Operational visibility depends on consistency.
Technology can provide remarkable insight into sales performance. But only when information is captured consistently.
Every salesperson should understand: when to create an opportunity,, how pipeline stages are defined, what information is required, how customer interactions are documented and when opportunities should advance or close.
Without consistency, reports become unreliable. Dashboards lose credibility. Leadership stops trusting the data. Operational visibility is built on disciplined execution. Not simply good software.
Visibility should drive better visibility, not more reports.
One of the most common mistakes organizations make is creating more dashboards instead of better decisions.
Sales leaders become overwhelmed with metrics. Calls made, emails sent, meetings scheduled, tasks completed and Pipeline value. While these numbers are useful, they are not the ultimate objective.
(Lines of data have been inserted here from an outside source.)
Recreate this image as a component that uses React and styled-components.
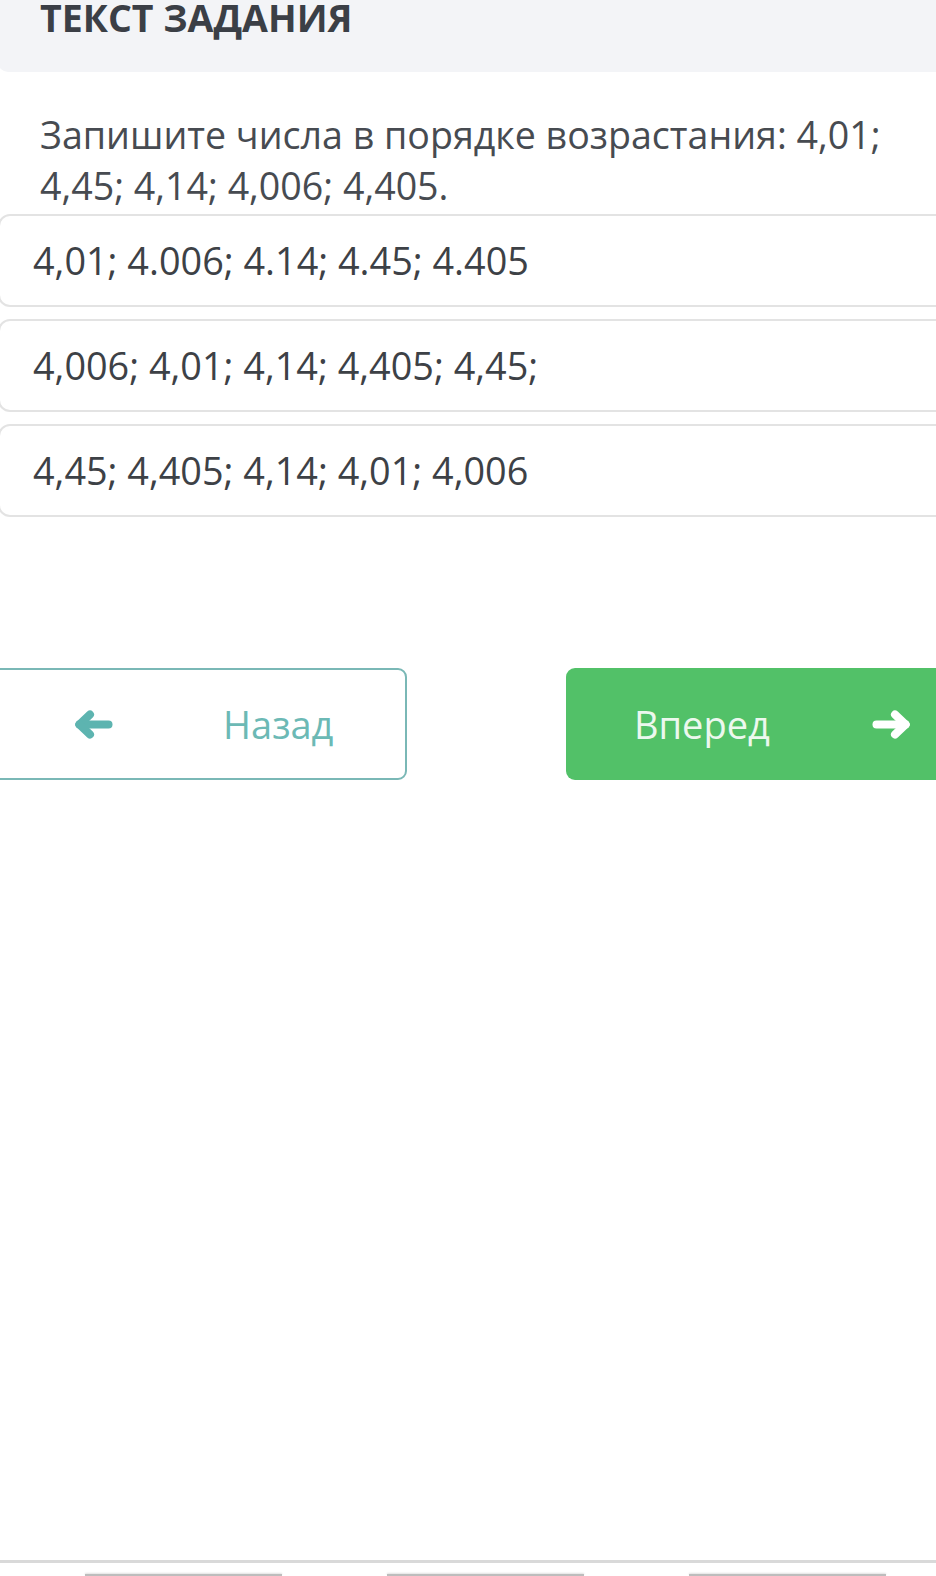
import React from 'react';
import styled, { createGlobalStyle } from 'styled-components';

const GlobalStyle = createGlobalStyle`
  html, body {
    margin: 0;
    padding: 0;
    background: #ffffff;
    overflow: hidden;
  }
  body {
    font-family: "Open Sans", "Noto Sans", "Liberation Sans", sans-serif;
  }
`;

const Page = styled.div`
  width: 936px;
  height: 1576px;
  display: flex;
  flex-direction: column;
  overflow: hidden;
`;
const Header = styled.div`
  height: 72px;
  margin-left: -2px;
  padding-left: 42px;
  background-color: #f3f4f7;
  border-bottom-left-radius: 10px;
  box-sizing: border-box;
`;
const HeaderTitle = styled.h2`
  margin: -1px 0 0;
  font-size: 37.5px;
  line-height: 37px;
  font-weight: 700;
  color: #3b3f46;
`;
const Question = styled.p`
  margin: 37px 0 0;
  padding: 0 40px;
  font-size: 37.6px;
  line-height: 51px;
  color: #474b51;
`;
const Options = styled.div`
  display: flex;
  flex-direction: column;
  gap: 12px;
  margin: 3px -30px 0 -2px;
`;
const Option = styled.div`
  padding: 19px 33px;
  border: 2px solid #e3e3e3;
  border-radius: 12px;
  font-size: 37.8px;
  line-height: 51px;
  color: #3d4146;
`;
const Nav = styled.div`
  display: flex;
  gap: 159px;
  margin: 151px 0 0 -10px;
`;
const NavButton = styled.button`
  flex: 0 0 417px;
  height: 112px;
  box-sizing: border-box;
  display: flex;
  align-items: center;
  border-radius: 9px;
  font-family: inherit;
  font-size: 38px;
  cursor: pointer;
`;
const BackButton = styled(NavButton)`
  padding: 0 0 0 83px;
  gap: 110px;
  background: #ffffff;
  border: 2px solid #7ab8b6;
  color: #6cb9b5;
`;
const NextButton = styled(NavButton)`
  padding: 0 0 0 68px;
  gap: 102px;
  background: #52c168;
  border: none;
  color: #ecf8ee;
`;
const Label = styled.span`
  line-height: 44px;
  margin-bottom: 1px;
`;
const ArrowSvg = styled.svg`
  flex-shrink: 0;
  transform: ${({ $flip }) => ($flip ? 'scaleX(-1)' : 'none')};
`;
const Footer = styled.div`
  margin-top: auto;
  height: 16px;
  border-top: 3px solid #d9d9d9;
  box-sizing: border-box;
  display: flex;
  padding: 11px 0 0 85px;
  gap: 105px;
`;
const Tab = styled.div`
  width: 197px;
  height: 2px;
  background: #bdbdbd;
  box-shadow: 0 -1px 2px rgba(0, 0, 0, 0.12);
`;

function Arrow({ color, flip }) {
  return (
    <ArrowSvg width="38" height="29" viewBox="0 0 38 29" $flip={flip}>
      <g stroke={color} strokeWidth="8" strokeLinecap="round" strokeLinejoin="round" fill="none">
        <path d="M4.5 14.5 H33.5" />
        <path d="M4.5 14.5 L15 4.5" />
        <path d="M4.5 14.5 L15 24.5" />
      </g>
    </ArrowSvg>
  );
}

const options = [
  '4,01; 4.006; 4.14; 4.45; 4.405',
  '4,006; 4,01; 4,14; 4,405; 4,45;',
  '4,45; 4,405; 4,14; 4,01; 4,006',
];

export default function App() {
  return (
    <>
      <GlobalStyle />
      <Page>
        <Header>
          <HeaderTitle>ТЕКСТ ЗАДАНИЯ</HeaderTitle>
        </Header>
        <Question>
          Запишите числа в порядке возрастания: 4,01; 4,45; 4,14; 4,006; 4,405.
        </Question>
        <Options>
          {options.map((o) => (
            <Option key={o}>{o}</Option>
          ))}
        </Options>
        <Nav>
          <BackButton>
            <Arrow color="#5db4b0" />
            <Label>Назад</Label>
          </BackButton>
          <NextButton>
            <Label>Вперед</Label>
            <Arrow color="#ffffff" flip />
          </NextButton>
        </Nav>
        <Footer>
          <Tab />
          <Tab />
          <Tab />
        </Footer>
      </Page>
    </>
  );
}
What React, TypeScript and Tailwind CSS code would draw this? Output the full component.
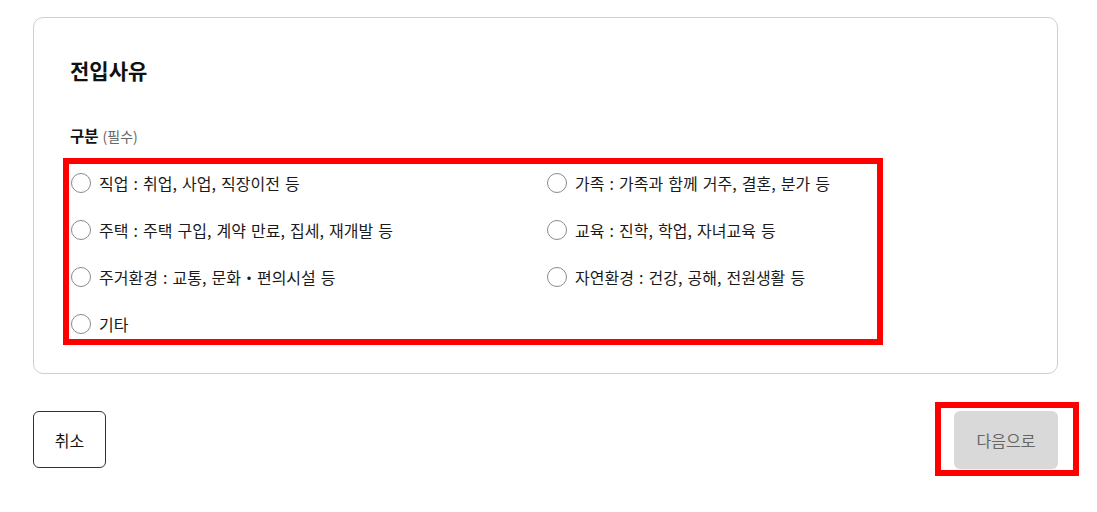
import React from 'react';

const options = [
  '직업 : 취업, 사업, 직장이전 등',
  '가족 : 가족과 함께 거주, 결혼, 분가 등',
  '주택 : 주택 구입, 계약 만료, 집세, 재개발 등',
  '교육 : 진학, 학업, 자녀교육 등',
  '주거환경 : 교통, 문화・편의시설 등',
  '자연환경 : 건강, 공해, 전원생활 등',
  '기타',
];

const RadioOption = ({ label }: { label: string }) => (
  <label className="flex items-center gap-2 h-6 cursor-pointer">
    <span className="w-5 h-5 rounded-full border border-[#8a8a8a] bg-white shrink-0" />
    <span className="text-[16px] text-[#1a1a1a] leading-6 [word-spacing:1.5px]">{label}</span>
  </label>
);

export default function App() {
  return (
    <div
      className="w-[1097px] h-[512px] bg-white pt-[17px] pl-[33px]"
      style={{ fontFamily: '"Noto Sans CJK KR", "Noto Sans", sans-serif' }}
    >
      {/* Card */}
      <div className="w-[1025px] border border-[#cfcfcf] rounded-[10px] pt-[38px] pb-[28px] pl-[36px]">
        <h2 className="text-[21px] font-bold text-[#111] leading-7">전입사유</h2>

        <div className="mt-[41px] flex items-baseline gap-1 leading-5">
          <span className="text-[15.5px] font-bold text-[#111]">구분</span>
          <span className="text-[14px] text-[#666]">(필수)</span>
        </div>

        {/* Options */}
        <div className="mt-[12px] -ml-[7px] w-[820px] border-[6px] border-[#ff0000] pt-[7px] pb-[3px] pl-[2px]">
          <div className="grid grid-cols-[476px_1fr] gap-y-[23px]">
            {options.map((opt) => (
              <RadioOption key={opt} label={opt} />
            ))}
          </div>
        </div>
      </div>

      {/* Actions */}
      <div className="w-[1025px] mt-[37px] flex items-start justify-between">
        <button className="w-[73px] h-[57px] border border-[#333] rounded-[6px] text-[16px] text-[#111] bg-white">
          취소
        </button>
        <div className="-mt-[9px] -mr-[21px] border-[6px] border-[#ff0000] pl-[13px] pr-[15px] pt-[3px] pb-[1px]">
          <button className="w-[104px] h-[58px] rounded-[6px] bg-[#d9d9d9] text-[16px] text-[#666]">
            다음으로
          </button>
        </div>
      </div>
    </div>
  );
}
The goal is to answer meaningful business questions. Where are we winning? Where are we losing? Why? What should we change? What deserves investment? Visibility is valuable because it improves decision-making—not because it creates more information.
Conclusion
Every growing business eventually reaches a point where leadership can no longer manage sales through direct involvement alone. That transition is not a sign that the business is losing control.
It is a sign that the organization must develop new ways of seeing and managing performance. Operational visibility provides that capability. It transforms sales from a collection of individual activities into a measurable, manageable business function.
The companies that scale most successfully are not simply the ones with the best products or the largest sales teams. They are the ones that understand exactly how their sales organization is performing and can use that insight to improve continuously.
Because predictable revenue begins with predictable visibility. And predictable visibility begins with a sales operation designed to make the right information available to the right people at the right time.